Bloomberg News reported in November concerns among traders and economists that the fixing banks and their clients had an unfair advantage because information gleaned from the calls provided an insight into the future direction of gold prices.
Banks can bet on spot and derivatives markets for the metal throughout the call. The five banks that co-own London Gold Market Fixing, which administers and sets the rate, are considering how to improve the process before European Union legislation on financial benchmarks' regulation and oversight expected to come into force in 2015, according to an adviser to the commission who asked not to be named.
One option for the European Commission, the EU's executive arm, would be to scrap the conference call and base the benchmark on an average of trades in the spot market over a short period, the person said. The legislation is currently before the European Parliament. Germany's financial markets regulator Bafin has interviewed Deutsche Bank employees as part of a probe into potential manipulation of gold and silver prices.
Okay, let's boil this down. Some of the world's biggest banks have formed a committee that is simply bereft of ideas of how to remedy the current problematic fix. They are reaching out!
Did the top people at these banks miss the seminars at university where they discuss price discovery and how it works? Apparently so.
Anyway, what gives these banks the right to ponder the price of gold in the first place?

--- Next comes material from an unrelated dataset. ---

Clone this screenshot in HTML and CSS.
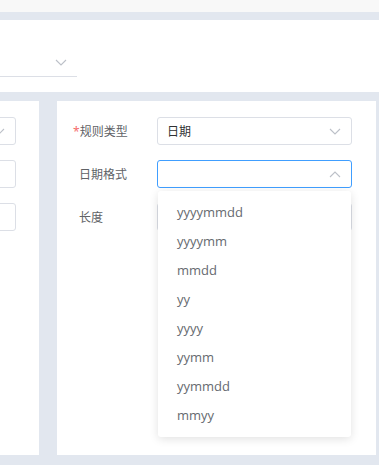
FILE: index.html
```html
<!DOCTYPE html>
<html lang="zh-CN">
<head>
  <meta charset="UTF-8" />
  <meta name="viewport" content="width=device-width, initial-scale=1.0"/>
  <title>规则配置</title>
  <link rel="stylesheet" href="styles.css">
</head>
<body>
  <!-- Top bar -->
  <div class="topbar"></div>

  <!-- Filter card -->
  <div class="filter-card">
    <div class="filter-select">
      <svg class="arrow" width="12" height="7" viewBox="0 0 12 7"><polyline points="1,1 6,6 11,1" /></svg>
    </div>
  </div>

  <!-- Panels -->
  <div class="panels">
    <div class="panel panel-left">
      <div class="field">
        <svg class="arrow" width="12" height="7" viewBox="0 0 12 7"><polyline points="1,1 6,6 11,1" /></svg>
      </div>
      <div class="field"></div>
      <div class="field"></div>
    </div>

    <div class="panel panel-right">
      <div class="form-item">
        <label class="form-label"><span class="required">*</span>规则类型</label>
        <div class="select">
          <span class="select-value">日期</span>
          <svg class="arrow" width="12" height="7" viewBox="0 0 12 7"><polyline points="1,1 6,6 11,1" /></svg>
        </div>
      </div>

      <div class="form-item">
        <label class="form-label">日期格式</label>
        <div class="select is-focus">
          <span class="select-value"></span>
          <svg class="arrow" width="12" height="7" viewBox="0 0 12 7"><polyline points="1,6 6,1 11,6" /></svg>
        </div>
        <ul class="dropdown">
          <li>yyyymmdd</li>
          <li>yyyymm</li>
          <li>mmdd</li>
          <li>yy</li>
          <li>yyyy</li>
          <li>yymm</li>
          <li>yymmdd</li>
          <li>mmyy</li>
        </ul>
      </div>

      <div class="form-item">
        <label class="form-label">长度</label>
        <div class="select"></div>
      </div>
    </div>
  </div>
</body>
</html>
```

FILE: styles.css
```css
/* Page */
html, body {
  margin: 0;
  padding: 0;
}

body {
  width: 379px;
  height: 465px;
  overflow: hidden;
  background: #e2e7ef;
  font-family: "Noto Sans", "Noto Sans CJK SC", sans-serif;
  font-size: 12px;
  color: #606266;
}

.arrow {
  display: block;
  fill: none;
  stroke: #bcc0c8;
  stroke-width: 1.1;
}

/* Top bar */
.topbar {
  height: 12px;
  background: #f8f8f8;
  margin-bottom: 8px;
}

/* Filter card */
.filter-card {
  height: 72px;
  background: #ffffff;
  padding-top: 29px;
  box-sizing: border-box;
  margin-bottom: 9px;
}

.filter-select {
  width: 77px;
  height: 28px;
  border-bottom: 1px solid #dcdfe6;
  box-sizing: border-box;
  display: flex;
  align-items: center;
  justify-content: flex-end;
  padding-right: 10px;
}

/* Panels */
.panels {
  display: flex;
  gap: 18px;
  height: 354px;
}

.panel {
  background: #ffffff;
  padding-top: 16px;
  box-sizing: border-box;
}

.panel-left {
  width: 39px;
  overflow: hidden;
  display: flex;
  flex-direction: column;
  align-items: flex-end;
  padding-right: 23px;
}

.field {
  flex-shrink: 0;
  width: 80px;
  height: 28px;
  margin-bottom: 15px;
  border: 1px solid #dcdfe6;
  border-radius: 3px;
  box-sizing: border-box;
  display: flex;
  align-items: center;
  justify-content: flex-end;
  padding-right: 10px;
}

.panel-right {
  width: 319px;
  padding-left: 22px;
}

/* Form items */
.form-item {
  position: relative;
  display: flex;
  align-items: center;
  height: 28px;
  margin-bottom: 15px;
}

.form-label {
  width: 78px;
  color: #606266;
  white-space: nowrap;
}

.required {
  color: #f56c6c;
  margin-left: -6px;
  margin-right: 0;
}

.select {
  width: 195px;
  height: 28px;
  border: 1px solid #dcdfe6;
  border-radius: 3px;
  box-sizing: border-box;
  display: flex;
  align-items: center;
  justify-content: space-between;
  padding: 0 10px 0 9px;
  background: #ffffff;
}

.select.is-focus {
  border-color: #409eff;
}

.select-value {
  color: #303133;
}

/* Dropdown */
.dropdown {
  position: absolute;
  top: 31px;
  left: 79px;
  width: 193px;
  margin: 0;
  padding: 7px 0;
  list-style: none;
  background: #ffffff;
  border-radius: 3px;
  box-shadow: 0 2px 10px rgba(0, 0, 0, 0.12);
  z-index: 2;
}

.dropdown li {
  height: 29px;
  line-height: 29px;
  padding-left: 19px;
  font-family: "Open Sans", sans-serif;
  font-size: 13px;
  color: #666a70;
}
```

And worse still, to have their prices used as the basis for most gold pricing around the world.
Way back in 2002 our friend, Professor Antal Fekete, considered this same question in a lecture entitled, "Don't Fix the Price of Gold." Here's his answer:
(1) Open the Mint to free and unlimited coinage of gold. The one-ounce Gold Eagle coin should be adopted as a monetary unit minted for the account of anyone tendering the right amount and purity of gold, free of charge.
(2) To get the grass-root circulation of gold coins going, labor organizations (including those of pensioners and retired people) ought to be involved through their Credit Unions offering gold-coin deposit facilities. Banks must be excluded.
(3) Short-term credit to move goods from the producer to the consumer should be provided by the bill market, rather than by the banks, on the pattern of the pre-1914 way to finance world trade with gold.
(4) Long-term credit to the economy should be provided by the gold-bond market. The primary demand for gold bonds comes from financial institutions offering gold life insurance and gold annuity policies to the people. The primary supply is from the government and firms that want to operate on the basis of gold capital. Gold bonds must have a sinking fund protection. Issuers of gold bonds must see the revenues with which to retire the liability.
Certainly, this issue may continue to be in the news. At deadline we learned from Firstpost/Reuters that Singapore had dropped plans for a gold fix amid the London pricing probe.
Singapore has dropped plans to set a daily reference price for gold, four sources with direct knowledge of the matter said, as regulators in Europe investigate suspected manipulation of precious metals prices by banks.
The Singapore Bullion Market Association (SBMA), an industry body, has been in discussions for nearly a year on launching a price benchmark in Asian trading hours similar to the twice-daily London fix for spot gold prices, the sources said.
But the European probe has made banks reluctant to participate, they added. "The banks' compliance (teams) and managements are not very keen at this stage to discuss about fixing and benchmark pricing," said one source, who did not want to be identified because he was not authorized to speak to the media.
"Because of these investigations, everyone wants to play cool on this topic." Another source said the topic of gold fixing has become too sensitive for banks to be associated with for now.
This move comes on top of Deutsche Bank's decision to withdraw from the London fix, announced last week. And of course, early in the 2000s, Rothschild interests withdrew.
Perhaps they knew what was coming. Today, we call it the Internet Reformation.